> **Written task**:
Your task is to filter the data below down to the lines holding "components".
+ + + + + + +
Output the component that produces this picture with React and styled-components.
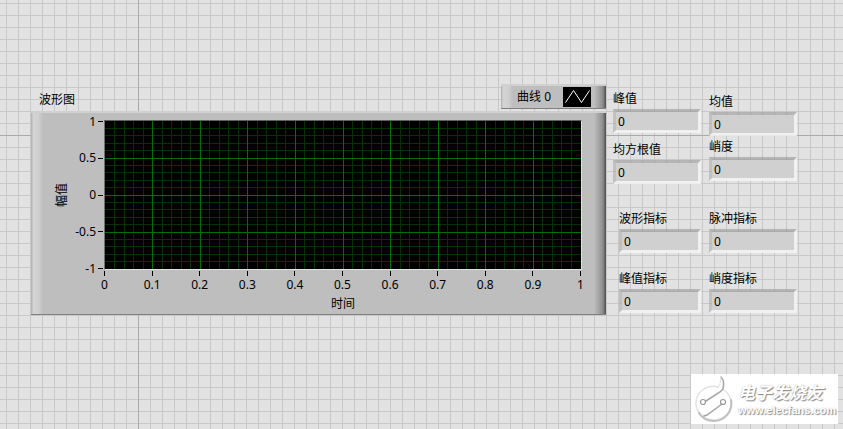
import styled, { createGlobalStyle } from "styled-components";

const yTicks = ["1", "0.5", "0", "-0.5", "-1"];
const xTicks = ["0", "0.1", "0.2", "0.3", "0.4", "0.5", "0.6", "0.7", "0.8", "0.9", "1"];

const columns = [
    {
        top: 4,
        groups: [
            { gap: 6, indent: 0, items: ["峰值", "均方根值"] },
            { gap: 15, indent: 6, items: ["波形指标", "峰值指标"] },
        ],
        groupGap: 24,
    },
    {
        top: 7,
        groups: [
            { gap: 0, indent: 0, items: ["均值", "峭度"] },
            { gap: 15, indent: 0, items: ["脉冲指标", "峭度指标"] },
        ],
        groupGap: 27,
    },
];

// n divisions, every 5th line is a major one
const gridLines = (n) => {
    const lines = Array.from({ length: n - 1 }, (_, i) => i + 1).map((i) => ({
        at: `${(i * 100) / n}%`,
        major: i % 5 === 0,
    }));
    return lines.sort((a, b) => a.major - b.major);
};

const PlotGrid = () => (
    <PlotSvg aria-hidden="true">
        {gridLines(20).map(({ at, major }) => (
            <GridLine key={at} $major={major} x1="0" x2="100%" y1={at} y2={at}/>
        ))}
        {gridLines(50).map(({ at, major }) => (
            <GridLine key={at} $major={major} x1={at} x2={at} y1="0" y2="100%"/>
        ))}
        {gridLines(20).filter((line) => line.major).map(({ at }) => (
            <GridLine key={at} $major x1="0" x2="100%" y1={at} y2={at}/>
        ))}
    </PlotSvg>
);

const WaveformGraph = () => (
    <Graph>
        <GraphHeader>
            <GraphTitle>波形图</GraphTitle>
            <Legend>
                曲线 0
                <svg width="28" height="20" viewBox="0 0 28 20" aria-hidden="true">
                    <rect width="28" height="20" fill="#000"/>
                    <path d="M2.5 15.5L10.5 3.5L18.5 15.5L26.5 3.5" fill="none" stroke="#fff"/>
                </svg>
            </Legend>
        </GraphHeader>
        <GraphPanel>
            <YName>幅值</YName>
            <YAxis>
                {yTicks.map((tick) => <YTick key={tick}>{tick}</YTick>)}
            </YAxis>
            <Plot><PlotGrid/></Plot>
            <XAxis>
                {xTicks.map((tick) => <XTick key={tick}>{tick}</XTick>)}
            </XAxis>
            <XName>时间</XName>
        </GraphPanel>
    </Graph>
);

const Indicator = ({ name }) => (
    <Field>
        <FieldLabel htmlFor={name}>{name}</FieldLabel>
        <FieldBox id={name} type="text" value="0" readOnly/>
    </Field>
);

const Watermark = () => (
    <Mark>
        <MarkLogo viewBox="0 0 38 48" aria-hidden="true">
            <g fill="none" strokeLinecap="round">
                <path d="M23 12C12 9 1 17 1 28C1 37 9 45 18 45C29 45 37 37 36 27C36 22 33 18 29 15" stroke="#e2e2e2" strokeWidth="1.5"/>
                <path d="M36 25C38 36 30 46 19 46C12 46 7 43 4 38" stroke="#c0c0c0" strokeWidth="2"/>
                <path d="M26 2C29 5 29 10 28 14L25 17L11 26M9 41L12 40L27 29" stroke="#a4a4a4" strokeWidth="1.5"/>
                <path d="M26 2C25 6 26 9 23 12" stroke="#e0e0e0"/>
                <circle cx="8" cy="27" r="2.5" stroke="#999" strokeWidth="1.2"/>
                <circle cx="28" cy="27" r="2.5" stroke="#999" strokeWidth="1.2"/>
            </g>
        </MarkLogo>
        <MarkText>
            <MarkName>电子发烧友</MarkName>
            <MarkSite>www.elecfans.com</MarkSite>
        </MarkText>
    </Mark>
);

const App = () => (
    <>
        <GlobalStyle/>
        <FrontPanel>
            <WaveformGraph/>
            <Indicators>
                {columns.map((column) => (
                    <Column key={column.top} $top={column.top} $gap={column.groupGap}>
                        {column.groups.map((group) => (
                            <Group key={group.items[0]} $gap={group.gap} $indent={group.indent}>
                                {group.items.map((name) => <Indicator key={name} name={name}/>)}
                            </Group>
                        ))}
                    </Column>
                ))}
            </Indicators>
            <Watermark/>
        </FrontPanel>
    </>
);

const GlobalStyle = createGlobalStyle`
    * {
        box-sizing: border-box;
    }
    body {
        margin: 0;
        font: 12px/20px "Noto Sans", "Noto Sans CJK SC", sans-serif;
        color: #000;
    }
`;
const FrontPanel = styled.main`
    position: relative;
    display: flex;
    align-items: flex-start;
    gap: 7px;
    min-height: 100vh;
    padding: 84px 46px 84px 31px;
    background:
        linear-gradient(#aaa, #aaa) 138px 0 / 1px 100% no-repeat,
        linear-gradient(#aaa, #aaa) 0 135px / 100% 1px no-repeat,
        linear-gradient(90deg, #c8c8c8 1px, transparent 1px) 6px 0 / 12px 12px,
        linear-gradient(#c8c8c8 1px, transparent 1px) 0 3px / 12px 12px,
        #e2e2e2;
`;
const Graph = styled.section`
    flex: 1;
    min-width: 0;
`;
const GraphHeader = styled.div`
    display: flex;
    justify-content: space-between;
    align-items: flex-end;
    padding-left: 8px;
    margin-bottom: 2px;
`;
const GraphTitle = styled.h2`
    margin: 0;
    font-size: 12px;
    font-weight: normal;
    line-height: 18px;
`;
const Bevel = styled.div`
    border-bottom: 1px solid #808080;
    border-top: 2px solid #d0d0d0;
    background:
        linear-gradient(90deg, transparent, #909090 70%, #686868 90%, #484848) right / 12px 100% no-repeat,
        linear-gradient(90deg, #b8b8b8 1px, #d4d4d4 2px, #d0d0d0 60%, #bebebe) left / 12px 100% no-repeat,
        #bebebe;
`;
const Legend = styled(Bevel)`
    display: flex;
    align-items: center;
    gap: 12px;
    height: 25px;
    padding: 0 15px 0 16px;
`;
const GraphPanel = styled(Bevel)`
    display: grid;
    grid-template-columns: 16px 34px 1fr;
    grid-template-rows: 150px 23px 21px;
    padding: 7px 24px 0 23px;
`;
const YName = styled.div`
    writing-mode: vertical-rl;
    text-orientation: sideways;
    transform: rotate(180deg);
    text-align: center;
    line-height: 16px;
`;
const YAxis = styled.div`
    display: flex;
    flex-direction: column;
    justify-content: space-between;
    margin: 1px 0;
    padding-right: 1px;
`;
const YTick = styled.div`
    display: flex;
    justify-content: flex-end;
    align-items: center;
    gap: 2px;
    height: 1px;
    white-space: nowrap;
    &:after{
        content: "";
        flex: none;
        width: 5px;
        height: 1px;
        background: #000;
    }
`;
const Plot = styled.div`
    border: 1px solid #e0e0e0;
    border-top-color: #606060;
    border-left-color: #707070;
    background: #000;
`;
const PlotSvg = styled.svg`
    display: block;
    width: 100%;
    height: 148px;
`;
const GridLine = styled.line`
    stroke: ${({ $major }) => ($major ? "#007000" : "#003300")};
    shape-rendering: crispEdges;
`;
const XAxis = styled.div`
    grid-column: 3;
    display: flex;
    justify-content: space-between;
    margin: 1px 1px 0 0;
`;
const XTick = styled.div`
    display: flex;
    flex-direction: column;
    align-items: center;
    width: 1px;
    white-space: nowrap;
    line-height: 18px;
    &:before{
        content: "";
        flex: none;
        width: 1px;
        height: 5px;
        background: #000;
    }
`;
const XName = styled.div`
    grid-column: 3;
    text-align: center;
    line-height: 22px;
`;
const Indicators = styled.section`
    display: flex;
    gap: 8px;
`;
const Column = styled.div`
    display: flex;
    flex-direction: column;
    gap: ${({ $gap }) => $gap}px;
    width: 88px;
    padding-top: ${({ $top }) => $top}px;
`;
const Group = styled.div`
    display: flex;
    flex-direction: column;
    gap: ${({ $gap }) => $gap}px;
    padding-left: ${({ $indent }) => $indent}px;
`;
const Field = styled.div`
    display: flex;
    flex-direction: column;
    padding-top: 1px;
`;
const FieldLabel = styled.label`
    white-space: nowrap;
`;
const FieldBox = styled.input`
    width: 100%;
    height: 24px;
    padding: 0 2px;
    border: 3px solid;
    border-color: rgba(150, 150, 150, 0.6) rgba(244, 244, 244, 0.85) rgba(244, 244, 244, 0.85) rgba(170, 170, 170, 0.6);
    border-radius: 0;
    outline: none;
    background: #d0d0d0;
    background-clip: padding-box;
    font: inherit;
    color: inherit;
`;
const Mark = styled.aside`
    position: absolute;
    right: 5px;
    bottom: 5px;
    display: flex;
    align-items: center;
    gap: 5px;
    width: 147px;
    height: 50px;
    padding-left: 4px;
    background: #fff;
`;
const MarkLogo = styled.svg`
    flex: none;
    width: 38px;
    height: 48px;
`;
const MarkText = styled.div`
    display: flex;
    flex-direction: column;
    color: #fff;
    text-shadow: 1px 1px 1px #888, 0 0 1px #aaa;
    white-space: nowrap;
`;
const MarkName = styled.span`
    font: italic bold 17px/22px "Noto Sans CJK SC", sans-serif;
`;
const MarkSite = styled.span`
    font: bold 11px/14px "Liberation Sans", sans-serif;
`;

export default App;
+ + + + + + +
> **Answer to the problem**:
Output the component that produces this picture with React and styled-components.
import styled, { createGlobalStyle } from "styled-components";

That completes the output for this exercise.